> [Instruction]:
Using the listing below, give again exactly the lines from the line with "Write a component" to the line with "import React from 'react';", inclusive, without the pictures.
──────── Records for processing
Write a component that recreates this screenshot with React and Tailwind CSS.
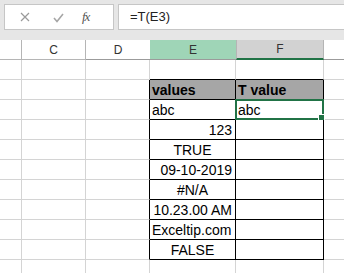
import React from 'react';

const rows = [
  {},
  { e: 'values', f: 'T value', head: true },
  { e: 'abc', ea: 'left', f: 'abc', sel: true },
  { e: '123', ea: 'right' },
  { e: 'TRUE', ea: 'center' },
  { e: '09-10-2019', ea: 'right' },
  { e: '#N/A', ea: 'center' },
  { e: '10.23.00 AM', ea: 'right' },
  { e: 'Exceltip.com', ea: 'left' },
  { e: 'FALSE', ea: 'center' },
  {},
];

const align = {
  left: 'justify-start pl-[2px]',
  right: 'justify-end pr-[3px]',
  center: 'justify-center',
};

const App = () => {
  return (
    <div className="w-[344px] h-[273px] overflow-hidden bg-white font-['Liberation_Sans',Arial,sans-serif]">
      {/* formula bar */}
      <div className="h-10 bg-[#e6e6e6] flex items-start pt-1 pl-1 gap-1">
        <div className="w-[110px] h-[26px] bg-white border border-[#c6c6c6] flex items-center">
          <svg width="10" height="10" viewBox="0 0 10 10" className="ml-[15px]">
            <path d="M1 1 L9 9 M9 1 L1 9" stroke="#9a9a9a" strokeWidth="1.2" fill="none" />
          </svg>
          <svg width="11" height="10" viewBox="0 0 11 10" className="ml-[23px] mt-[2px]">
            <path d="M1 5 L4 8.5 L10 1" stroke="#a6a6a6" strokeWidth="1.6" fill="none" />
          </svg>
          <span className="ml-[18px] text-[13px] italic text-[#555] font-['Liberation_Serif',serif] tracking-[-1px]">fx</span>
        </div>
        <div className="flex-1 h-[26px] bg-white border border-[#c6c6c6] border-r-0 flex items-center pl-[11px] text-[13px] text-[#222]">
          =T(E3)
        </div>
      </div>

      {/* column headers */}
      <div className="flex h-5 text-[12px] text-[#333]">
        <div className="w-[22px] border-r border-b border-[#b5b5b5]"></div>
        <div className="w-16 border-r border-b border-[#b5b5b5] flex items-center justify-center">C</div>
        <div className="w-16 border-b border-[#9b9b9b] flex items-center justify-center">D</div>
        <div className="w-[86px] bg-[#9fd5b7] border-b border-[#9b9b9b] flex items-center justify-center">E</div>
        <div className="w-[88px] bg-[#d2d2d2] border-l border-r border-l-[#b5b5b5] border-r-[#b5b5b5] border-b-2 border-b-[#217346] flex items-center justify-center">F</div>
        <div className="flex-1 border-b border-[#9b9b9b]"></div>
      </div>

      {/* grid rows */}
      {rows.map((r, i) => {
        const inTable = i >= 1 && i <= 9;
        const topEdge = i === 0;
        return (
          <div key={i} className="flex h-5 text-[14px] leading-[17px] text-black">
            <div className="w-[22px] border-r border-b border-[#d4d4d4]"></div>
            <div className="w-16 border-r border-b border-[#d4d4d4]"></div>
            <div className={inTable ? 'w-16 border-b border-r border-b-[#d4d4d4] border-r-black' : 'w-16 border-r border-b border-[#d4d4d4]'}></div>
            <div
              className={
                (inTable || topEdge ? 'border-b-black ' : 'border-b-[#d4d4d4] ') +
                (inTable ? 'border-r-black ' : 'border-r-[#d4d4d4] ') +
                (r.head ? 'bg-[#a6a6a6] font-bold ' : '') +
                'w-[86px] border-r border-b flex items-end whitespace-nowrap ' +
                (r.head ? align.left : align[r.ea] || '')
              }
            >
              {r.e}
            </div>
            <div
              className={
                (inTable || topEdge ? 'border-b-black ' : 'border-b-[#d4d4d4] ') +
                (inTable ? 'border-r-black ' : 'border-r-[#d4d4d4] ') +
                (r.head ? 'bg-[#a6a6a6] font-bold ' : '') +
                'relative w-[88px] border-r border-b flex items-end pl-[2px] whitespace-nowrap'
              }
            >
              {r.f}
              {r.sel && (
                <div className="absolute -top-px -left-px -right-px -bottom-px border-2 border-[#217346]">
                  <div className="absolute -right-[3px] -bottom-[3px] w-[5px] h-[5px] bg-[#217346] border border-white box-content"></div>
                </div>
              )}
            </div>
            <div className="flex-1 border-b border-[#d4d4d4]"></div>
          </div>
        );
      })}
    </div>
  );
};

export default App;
────────────────
──────── Records for processing
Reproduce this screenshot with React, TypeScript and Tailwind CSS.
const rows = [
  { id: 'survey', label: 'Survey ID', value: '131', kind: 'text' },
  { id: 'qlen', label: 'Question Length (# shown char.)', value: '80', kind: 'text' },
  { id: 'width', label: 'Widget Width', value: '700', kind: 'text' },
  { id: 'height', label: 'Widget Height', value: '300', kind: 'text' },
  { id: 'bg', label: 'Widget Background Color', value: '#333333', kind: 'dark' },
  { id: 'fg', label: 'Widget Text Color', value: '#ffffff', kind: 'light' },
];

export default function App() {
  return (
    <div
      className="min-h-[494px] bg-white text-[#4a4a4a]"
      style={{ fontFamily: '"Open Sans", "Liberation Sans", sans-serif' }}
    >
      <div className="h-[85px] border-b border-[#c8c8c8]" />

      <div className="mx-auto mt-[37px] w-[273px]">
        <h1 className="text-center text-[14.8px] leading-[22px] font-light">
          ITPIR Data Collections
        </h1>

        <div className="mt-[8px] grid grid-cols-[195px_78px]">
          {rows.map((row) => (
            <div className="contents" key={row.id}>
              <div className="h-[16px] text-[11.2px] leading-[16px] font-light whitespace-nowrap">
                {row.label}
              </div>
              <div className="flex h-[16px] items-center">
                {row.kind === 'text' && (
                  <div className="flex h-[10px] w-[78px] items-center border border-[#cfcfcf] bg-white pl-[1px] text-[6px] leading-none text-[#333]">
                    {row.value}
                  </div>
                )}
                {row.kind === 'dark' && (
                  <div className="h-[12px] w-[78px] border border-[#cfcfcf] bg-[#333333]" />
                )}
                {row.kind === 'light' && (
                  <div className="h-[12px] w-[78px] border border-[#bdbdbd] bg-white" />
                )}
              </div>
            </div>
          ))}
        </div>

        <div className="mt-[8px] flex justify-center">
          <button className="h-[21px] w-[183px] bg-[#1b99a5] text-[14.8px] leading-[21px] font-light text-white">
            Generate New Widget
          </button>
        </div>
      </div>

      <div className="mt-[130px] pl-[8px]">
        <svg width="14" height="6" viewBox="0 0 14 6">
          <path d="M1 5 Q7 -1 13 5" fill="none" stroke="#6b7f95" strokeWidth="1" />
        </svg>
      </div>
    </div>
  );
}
────────────────
──────── Records for processing
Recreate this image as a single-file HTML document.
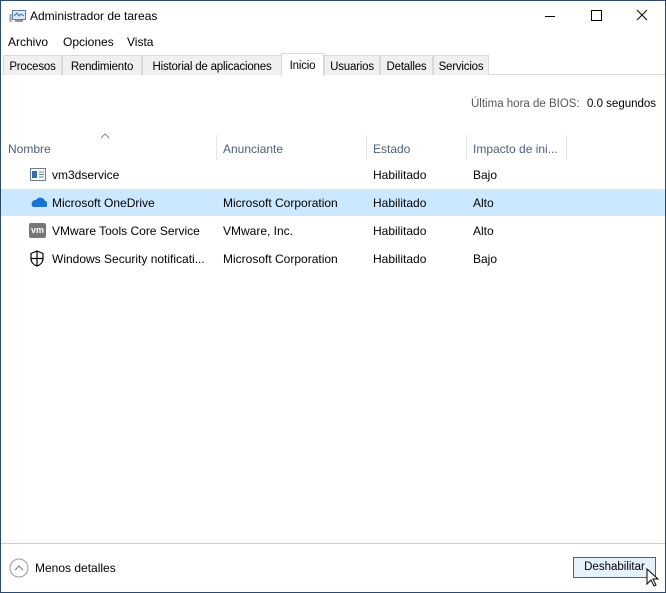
────────────────
> [Result]:
Write a component that recreates this screenshot with React and Tailwind CSS.
import React from 'react';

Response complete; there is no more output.